Response: Accepting the reviewers' comment, we have combined and revised the sections "Conclusions" and "Challenges and future prospects".

Modification: Page 14 Line 526~546:

6. Concluding remarks and future perspectives

The low temperature SCR technology has been proven as an effective and crucial way to abating the NO_x emitted from the non-electric industries based on the successful applications in China for the past years. There are still many problems and challenges in the gaseous pollutant control in the non-power industry, which need to be studied further.

Moreover, developed new technology with lower energy consumption and muti-func tions is in need as the update demand of deep treatment in NO_x.  

(1) SO₂ poisoning of the low temperature SCR catalyst is still a big problem in practice, especially in flue gas with high humidity.

(2) NH₃ slip from the deNO_x system gives ammonium salts in the environment. The selective oxidation of NH₃ catalyst should be developed, which should be coupled with the SCR catalyst in application.

(3) In some industries, there may also be harmful elements such as As, Hg, Pd and others in flue gas, which will affect the service life of SCR catalysts, but also cause air pollution. Therefore, in the design of catalyst and pollution control engineering, new technologies should be developed to solve complex smoke pollution problems, for example, the developing multi-functional SCR catalysts.
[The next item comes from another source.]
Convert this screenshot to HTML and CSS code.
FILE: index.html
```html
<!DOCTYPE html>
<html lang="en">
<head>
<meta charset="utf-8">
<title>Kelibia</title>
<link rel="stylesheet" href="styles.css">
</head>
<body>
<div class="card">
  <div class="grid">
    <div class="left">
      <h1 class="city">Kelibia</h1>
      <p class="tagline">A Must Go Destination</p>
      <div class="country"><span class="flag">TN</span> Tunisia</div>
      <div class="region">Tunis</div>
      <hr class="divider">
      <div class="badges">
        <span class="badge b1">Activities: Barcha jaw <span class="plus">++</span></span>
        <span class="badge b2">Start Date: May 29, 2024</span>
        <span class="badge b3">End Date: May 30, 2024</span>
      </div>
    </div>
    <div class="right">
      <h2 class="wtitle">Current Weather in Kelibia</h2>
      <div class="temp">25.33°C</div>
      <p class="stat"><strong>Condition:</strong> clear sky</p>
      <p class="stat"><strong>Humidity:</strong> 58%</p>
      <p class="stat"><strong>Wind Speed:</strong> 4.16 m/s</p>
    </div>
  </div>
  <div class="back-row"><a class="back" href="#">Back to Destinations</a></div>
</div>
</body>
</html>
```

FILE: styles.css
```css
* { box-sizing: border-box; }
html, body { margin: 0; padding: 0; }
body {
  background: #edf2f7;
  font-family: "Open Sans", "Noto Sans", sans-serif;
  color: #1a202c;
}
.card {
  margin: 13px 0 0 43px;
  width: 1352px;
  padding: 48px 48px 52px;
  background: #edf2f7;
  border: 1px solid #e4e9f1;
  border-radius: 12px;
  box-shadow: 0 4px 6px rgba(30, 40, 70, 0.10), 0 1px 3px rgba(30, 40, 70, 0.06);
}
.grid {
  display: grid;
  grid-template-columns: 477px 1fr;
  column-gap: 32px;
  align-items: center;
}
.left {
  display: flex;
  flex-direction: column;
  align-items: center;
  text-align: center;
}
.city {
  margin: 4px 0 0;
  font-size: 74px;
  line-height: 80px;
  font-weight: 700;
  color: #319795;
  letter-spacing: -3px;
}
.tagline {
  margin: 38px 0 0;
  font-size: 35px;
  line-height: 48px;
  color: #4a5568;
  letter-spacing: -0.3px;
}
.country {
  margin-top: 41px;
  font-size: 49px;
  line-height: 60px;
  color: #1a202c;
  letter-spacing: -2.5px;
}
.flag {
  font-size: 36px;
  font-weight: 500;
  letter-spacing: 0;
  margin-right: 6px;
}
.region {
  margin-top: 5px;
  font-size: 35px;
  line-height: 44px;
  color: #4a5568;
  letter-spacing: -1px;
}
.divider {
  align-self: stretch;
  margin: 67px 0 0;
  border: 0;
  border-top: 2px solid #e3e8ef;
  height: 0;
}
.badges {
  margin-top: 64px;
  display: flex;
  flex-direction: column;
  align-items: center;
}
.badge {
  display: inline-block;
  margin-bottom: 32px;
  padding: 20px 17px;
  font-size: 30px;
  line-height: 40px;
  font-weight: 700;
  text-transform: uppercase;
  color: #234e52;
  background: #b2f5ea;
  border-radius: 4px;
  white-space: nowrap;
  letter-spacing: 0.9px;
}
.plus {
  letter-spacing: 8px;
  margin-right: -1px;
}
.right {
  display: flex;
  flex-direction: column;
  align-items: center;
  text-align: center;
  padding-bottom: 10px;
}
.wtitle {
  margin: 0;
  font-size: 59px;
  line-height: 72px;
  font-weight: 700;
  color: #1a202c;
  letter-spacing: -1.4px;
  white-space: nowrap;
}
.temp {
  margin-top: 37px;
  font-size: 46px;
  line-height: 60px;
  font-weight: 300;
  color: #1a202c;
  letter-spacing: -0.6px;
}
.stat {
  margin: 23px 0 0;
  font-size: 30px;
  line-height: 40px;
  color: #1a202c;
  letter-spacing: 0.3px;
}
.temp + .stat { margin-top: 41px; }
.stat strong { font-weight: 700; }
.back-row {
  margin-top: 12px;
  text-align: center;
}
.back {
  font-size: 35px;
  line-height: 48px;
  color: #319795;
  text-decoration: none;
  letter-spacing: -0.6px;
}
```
(4) In the flue gas such as sintering, in addition to NO_x, there is a relatively high concentration of CO. How to use the oxidation of CO to increase the temperature of the SCR catalyst bed, or use CO as a reducing agent to treat NO_x are also very important topics needed to study in future.
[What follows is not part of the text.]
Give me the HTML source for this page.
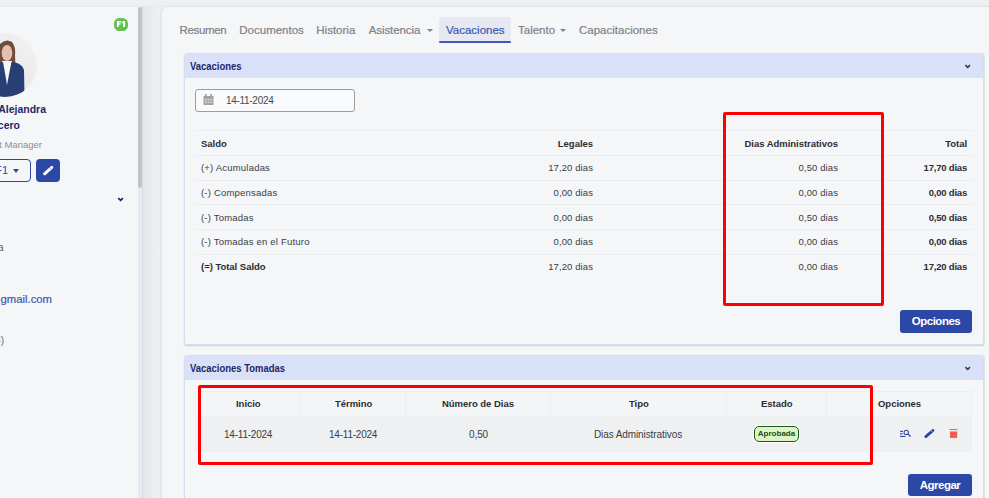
<!DOCTYPE html>
<html><head><meta charset="utf-8">
<style>
*{margin:0;padding:0;box-sizing:border-box}
html,body{width:989px;height:498px;overflow:hidden}
body{background:#eeeff1;font-family:"Liberation Sans",sans-serif;position:relative;color:#333}
.a{position:absolute;white-space:nowrap}
#top{left:0;top:0;width:989px;height:7px;background:linear-gradient(#eff0f2,#eeeff1 60%,#e7e8ea)}
#side{left:0;top:7px;width:142px;height:491px;background:#f5f6f8}
#thumbtrack{left:138px;top:7px;width:4px;height:491px;background:#e7e9f3}
#thumb{left:138px;top:7px;width:4px;height:181px;background:#c3c4c8;border-radius:2px}
#sideb{left:142px;top:7px;width:1px;height:491px;background:#dcdde1}
#gap{left:143px;top:7px;width:20px;height:491px;background:linear-gradient(90deg,#e4e5e8,#eaebee 35%,#eeeff1 80%,#ebecee)}
#main{left:162px;top:7px;width:840px;height:500px;background:#f5f6f8;border-radius:6px 0 0 0;box-shadow:-1px 0 3px rgba(0,0,0,0.06)}
.tab{top:22px;font-size:11.5px;color:#7e8187;line-height:16px;-webkit-text-stroke:0.2px currentColor}
.caret{width:0;height:0;border-left:3px solid transparent;border-right:3px solid transparent;border-top:3px solid #7e8187}
.card{background:#f5f6f8;border:1px solid #d6ddf3;border-radius:2.5px;box-shadow:0 1px 1.5px rgba(0,0,0,0.16),1px 0 1px rgba(0,0,0,0.05)}
.chd{background:#d9e1f9}
.ctitle{font-size:11px;font-weight:700;color:#1f2766;line-height:14px;transform-origin:0 0}
.hr{height:1px;background:#eaecef}
.th{font-size:9.5px;font-weight:700;color:#2b2d33;line-height:12px;letter-spacing:-0.03px}
.td{font-size:9.5px;color:#3a3c42;line-height:12px;letter-spacing:0.2px}
.tn{font-size:9.5px;color:#3a3c42;line-height:12px;letter-spacing:0.1px}
.tbn{font-size:9.5px;font-weight:700;color:#2b2d33;line-height:12px;letter-spacing:-0.2px}
.tb{font-size:9px;font-weight:700;color:#2b2d33;line-height:12px}
.btn{background:#2c48a6;border-radius:3px;color:#fff;font-weight:700;font-size:11.5px;text-align:center;letter-spacing:-0.5px}
.red{border:3px solid #ff0000;border-radius:2px}
</style></head>
<body>
<div id="top" class="a"></div>
<div id="side" class="a"></div>
<div id="thumbtrack" class="a"></div>
<div id="thumb" class="a"></div>
<div id="sideb" class="a"></div><div id="gap" class="a"></div>

<!-- sidebar content -->
<svg class="a" style="left:114px;top:18px" width="14" height="13" viewBox="0 0 14 13"><rect width="14" height="13" rx="5.5" fill="#5fc24c"/><g fill="#fff"><rect x="2.9" y="3.1" width="1.9" height="5.8"/><rect x="2.9" y="3.1" width="4.3" height="1.3"/><rect x="2.9" y="5.3" width="3.8" height="1.3"/><rect x="9.1" y="3.1" width="2" height="5.8"/><path d="M7.5 4.6 L9.3 3.1 L9.6 4.6 L8 5.6 Z"/></g></svg>

<svg class="a" style="left:-27px;top:32.5px" width="64" height="64" viewBox="0 0 64 64">
  <defs><clipPath id="cc"><circle cx="32" cy="32" r="32"/></clipPath>
  <linearGradient id="bgg" x1="1" y1="0" x2="0" y2="1"><stop offset="0" stop-color="#f4f3f4"/><stop offset="1" stop-color="#e2dfe2"/></linearGradient></defs>
  <g clip-path="url(#cc)">
    <rect width="64" height="64" fill="url(#bgg)"/>
    <path d="M25 33 Q23 18 27 11 Q33 5 39 9 Q43 14 42 22 L42.5 33 Z" fill="#6e4d3b"/>
    <ellipse cx="34" cy="20" rx="5.3" ry="8" fill="#e4bfae"/>
    <path d="M29 28 L39 28 L34 52 Z" fill="#f7f7f7"/>
    <path d="M15 64 L16.5 38 Q18 31 26 29.5 L30 29 L34 52 L38.5 29 L42 29.5 Q49.5 31 51 37 L51.5 64 Z" fill="#283f75"/><path d="M30 29 L34 52 L31 36 Z M38.5 29 L34 52 L37 36 Z" fill="#1f3366"/>
  </g>
</svg>

<div class="a" style="right:943px;top:102px;font-size:10.5px;font-weight:700;color:#1f2766;line-height:14px">Ana Alejandra</div>
<div class="a" style="right:969px;top:118px;font-size:10.5px;font-weight:700;color:#1f2766;line-height:14px">Lucero</div>
<div class="a" style="right:947px;top:139px;font-size:9.5px;color:#8a8e96;line-height:12px">Product Manager</div>

<div class="a" style="left:-40px;top:159px;width:71px;height:23px;border:1px solid #2c48a6;border-radius:4px"></div>
<div class="a" style="right:981px;top:164px;font-size:11px;color:#2c48a6;line-height:13px">F1</div>
<div class="a caret" style="left:13px;top:169px;border-left-width:3px;border-right-width:3px;border-top:4px solid #2c48a6"></div>
<div class="a" style="left:36px;top:159px;width:24px;height:23px;background:#2c48a6;border-radius:4px"></div>
<svg class="a" style="left:36px;top:159px" width="24" height="23" viewBox="0 0 24 23"><line x1="8.6" y1="14.8" x2="15.8" y2="8.4" stroke="#fff" stroke-width="3" stroke-linecap="round"/><path d="M13.5 8.3 L15.3 10.1" stroke="#2c48a6" stroke-width="0.6"/></svg>

<svg class="a" style="left:117px;top:197px" width="7" height="5" viewBox="0 0 7 5"><path d="M1.3 1.2 L3.6 3.3 L5.9 1.2" fill="none" stroke="#1a1f5e" stroke-width="1.7"/></svg>

<div class="a" style="right:985.5px;top:242px;font-size:10px;color:#5e5e5e;line-height:12px">Rancagua</div>
<div class="a" style="left:0.5px;top:292px;font-size:11.3px;color:#3b56b0;line-height:14px;-webkit-text-stroke:0.2px #3b56b0">gmail.com</div>
<div class="a" style="right:985px;top:334.5px;font-size:10px;color:#666;line-height:12px">+56 9 1234 5678)</div>

<!-- main -->
<div id="main" class="a"></div>

<div class="a tab" style="left:179.5px;letter-spacing:-0.35px">Resumen</div>
<div class="a tab" style="left:239.3px">Documentos</div>
<div class="a tab" style="left:316.3px">Historia</div>
<div class="a tab" style="left:368.8px;letter-spacing:-0.1px">Asistencia</div>
<div class="a caret" style="left:427px;top:29px"></div>
<div class="a" style="left:439px;top:17px;width:72px;height:26px;background:#e6e9f2;border-radius:3px 3px 0 0"></div><div class="a" style="left:439px;top:41px;width:72px;height:2px;background:#4259b2;border-radius:1px"></div>
<div class="a tab" style="left:446px;color:#3d57b0">Vacaciones</div>
<div class="a tab" style="left:518px">Talento</div>
<div class="a caret" style="left:560px;top:29px"></div>
<div class="a tab" style="left:579px">Capacitaciones</div>

<!-- card 1 -->
<div class="a card" style="left:184px;top:53px;width:800px;height:292px"></div>
<div class="a chd" style="left:185px;top:54px;width:798px;height:24px;border-radius:2px 2px 0 0"></div>
<div class="a ctitle" style="left:190px;top:59px;transform:scaleX(0.86)">Vacaciones</div>
<svg class="a" style="left:964px;top:64px" width="7" height="5" viewBox="0 0 7 5"><path d="M1.4 1.2 L3.7 3.3 L6 1.2" fill="none" stroke="#3d3d3d" stroke-width="1.7"/></svg>

<div class="a" style="left:195px;top:89px;width:160px;height:23px;border:1px solid #9c9c9c;border-radius:3px;background:#f9fafc"></div>
<svg class="a" style="left:203px;top:94px" width="11" height="11" viewBox="0 0 11 11"><rect x="0.5" y="2" width="10" height="9" fill="#a3a3a3"/><rect x="2" y="0" width="1.6" height="3" fill="#a3a3a3"/><rect x="7.4" y="0" width="1.6" height="3" fill="#a3a3a3"/><g fill="#e8e8e8"><rect x="2" y="5" width="1.5" height="1.3"/><rect x="4.7" y="5" width="1.5" height="1.3"/><rect x="7.4" y="5" width="1.5" height="1.3"/><rect x="2" y="7.6" width="1.5" height="1.3"/><rect x="4.7" y="7.6" width="1.5" height="1.3"/><rect x="7.4" y="7.6" width="1.5" height="1.3"/></g></svg>
<div class="a" style="left:226px;top:94.5px;font-size:10px;letter-spacing:-0.3px;color:#4a4a4a;line-height:12px">14-11-2024</div>

<!-- table 1 -->
<div class="a hr" style="left:195px;top:130px;width:777px"></div>
<div class="a hr" style="left:195px;top:155px;width:777px"></div>
<div class="a hr" style="left:195px;top:180px;width:777px"></div>
<div class="a hr" style="left:195px;top:204px;width:777px"></div>
<div class="a hr" style="left:195px;top:229px;width:777px"></div>
<div class="a hr" style="left:195px;top:254px;width:777px"></div>

<div class="a th" style="left:201px;top:138px">Saldo</div>
<div class="a th" style="right:396px;top:138px">Legales</div>
<div class="a th" style="right:151px;top:138px">Dias Administrativos</div>
<div class="a th" style="right:22px;top:138px">Total</div>

<div class="a td" style="left:201px;top:162px">(+) Acumuladas</div>
<div class="a td" style="left:201px;top:187px">(-) Compensadas</div>
<div class="a td" style="left:201px;top:212px">(-) Tomadas</div>
<div class="a td" style="left:201px;top:236px">(-) Tomadas en el Futuro</div>
<div class="a th" style="left:201px;top:261px">(=) Total Saldo</div>

<div class="a tn" style="right:396px;top:162px">17,20 dias</div>
<div class="a tn" style="right:396px;top:187px">0,00 dias</div>
<div class="a tn" style="right:396px;top:212px">0,00 dias</div>
<div class="a tn" style="right:396px;top:236px">0,00 dias</div>
<div class="a tn" style="right:396px;top:261px">17,20 dias</div>

<div class="a tn" style="right:151px;top:162px">0,50 dias</div>
<div class="a tn" style="right:151px;top:187px">0,00 dias</div>
<div class="a tn" style="right:151px;top:212px">0,50 dias</div>
<div class="a tn" style="right:151px;top:236px">0,00 dias</div>
<div class="a tn" style="right:151px;top:261px">0,00 dias</div>

<div class="a tbn" style="right:22px;top:162px">17,70 dias</div>
<div class="a tbn" style="right:22px;top:187px">0,00 dias</div>
<div class="a tbn" style="right:22px;top:212px">0,50 dias</div>
<div class="a tbn" style="right:22px;top:236px">0,00 dias</div>
<div class="a tbn" style="right:22px;top:261px">17,20 dias</div>

<div class="a red" style="left:723px;top:112px;width:161px;height:194px"></div>

<div class="a btn" style="left:900px;top:310px;width:72px;height:23px;line-height:23px">Opciones</div>

<!-- card 2 -->
<div class="a card" style="left:184px;top:355px;width:800px;height:160px"></div>
<div class="a chd" style="left:185px;top:356px;width:798px;height:24px;border-radius:2px 2px 0 0"></div>
<div class="a ctitle" style="left:190px;top:361px;transform:scaleX(0.86)">Vacaciones Tomadas</div>
<svg class="a" style="left:964px;top:366px" width="7" height="5" viewBox="0 0 7 5"><path d="M1.4 1.2 L3.7 3.3 L6 1.2" fill="none" stroke="#3d3d3d" stroke-width="1.7"/></svg>

<div class="a" style="left:195px;top:391px;width:777px;height:25px;background:#f4f5f7;border:1px solid #eceef1;border-bottom:0"></div>
<div class="a" style="left:195px;top:416px;width:777px;height:36px;background:#eff0f2"></div>
<div class="a" style="left:300px;top:391px;width:1px;height:25px;background:#ebedf0"></div>
<div class="a" style="left:405px;top:391px;width:1px;height:25px;background:#ebedf0"></div>
<div class="a" style="left:550px;top:391px;width:1px;height:25px;background:#ebedf0"></div>
<div class="a" style="left:726px;top:391px;width:1px;height:25px;background:#ebedf0"></div>
<div class="a" style="left:826px;top:391px;width:1px;height:25px;background:#ebedf0"></div>

<div class="a th" style="left:236px;top:398px">Inicio</div>
<div class="a th" style="left:335px;top:398px">Término</div>
<div class="a th" style="left:442px;top:398px">Número de Dias</div>
<div class="a th" style="left:629px;top:398px">Tipo</div>
<div class="a th" style="left:761px;top:398px">Estado</div>
<div class="a th" style="left:878px;top:398px">Opciones</div>

<div class="a td" style="left:224px;top:429px;font-size:10px;letter-spacing:-0.22px">14-11-2024</div>
<div class="a td" style="left:329px;top:429px;font-size:10px;letter-spacing:-0.22px">14-11-2024</div>
<div class="a td" style="left:469px;top:429px;font-size:10px;letter-spacing:-0.1px">0,50</div>
<div class="a td" style="left:594px;top:429px;font-size:10px;letter-spacing:-0.1px">Dias Administrativos</div>
<div class="a" style="left:754px;top:426px;width:45px;height:16px;border:1.5px solid #185a1c;border-radius:5px;background:#ddf5c5;box-shadow:0 0 0 1px #fff;color:#1a4f1e;font-size:8px;font-weight:700;line-height:13px;text-align:center">Aprobada</div>

<svg class="a" style="left:895px;top:422px" width="68" height="23" viewBox="0 0 68 23">
<g fill="#2c48a6"><rect x="5" y="8.8" width="3" height="1.1"/><rect x="5" y="11.3" width="2.6" height="1.1"/><rect x="5" y="13.9" width="5.5" height="1.1"/></g>
<circle cx="11.2" cy="10.4" r="2.15" fill="none" stroke="#2c48a6" stroke-width="1.05"/>
<path d="M12.8 12 L15.6 14.6" stroke="#2c48a6" stroke-width="1.3"/>
<line x1="30.8" y1="14.6" x2="38" y2="8.4" stroke="#2c48a6" stroke-width="2.8" stroke-linecap="round"/>
<path d="M35.6 8.2 L37.4 10" stroke="#eff0f2" stroke-width="0.6"/>
<rect x="54.3" y="7.1" width="8.3" height="1" fill="#f55a4e"/>
<rect x="55" y="9.5" width="7.2" height="6.4" fill="#f55a4e"/>
</svg>
<div class="a red" style="left:198px;top:385px;width:675px;height:80px"></div>

<div class="a btn" style="left:908px;top:474px;width:64px;height:22px;line-height:22px">Agregar</div>

</body></html>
 Comment 4: References in text should be numbered using Arabic numbers.

Response: Accepting the reviewers' comment, we have amended all reference numbers in the text to Arabic numerals.

Modification: Please see article for reference numbers, marked in red. 

Comment 5: In the current state, there are some typographical errors; therefore, the authors are advised to revise the whole manuscript carefully.

Response: Accepting the reviewers' comment, we have read the article carefully and revised some of the words and phrases.

Modification: Please see the words and phrases marked in red in the article. 

 

We sincerely hope that the revised manuscript is now acceptable for publication in the "Catalysts".

 

With regards,

Yours sincerely,

 

Prof. Liyun Song

Department of Environmental Science,

School of Environmental and Chemical Engineering,

Faculty of Environment and Life,

Beijing University of Technology,

Beijing 100124, China.

E-mail address: [email protected] (L.Y. Song)

Prof. Hong He

Laboratory of Catalysis Chemistry and Nanoscience,

Department of Environmental Chemical Engineering,

School of Environmental and Chemical Engineering,

Faculty of Environment and Life,

Beijing University of Technology,

Beijing 100124, China

E-mail: [email protected] (H. He)

Mar. 3, 2022.

 

Author Response File: Author Response.doc

Reviewer 2 Report

The authors elaborated a review about the low-temperature SCR denitrification technology in China. SCR is an important process in the control of NOx emission. The paper has a particular focus on the mechanism of catalyst poisoning in industrial applications, and the recent achievements in denitrification in the non-power Chinese industries. The review is clear, concise, and reports interesting aspects from the literature data. I think it is an interesting contribution to the state of the art of industrial NOx abatement, and I recommend the publication after minor changes and English revision.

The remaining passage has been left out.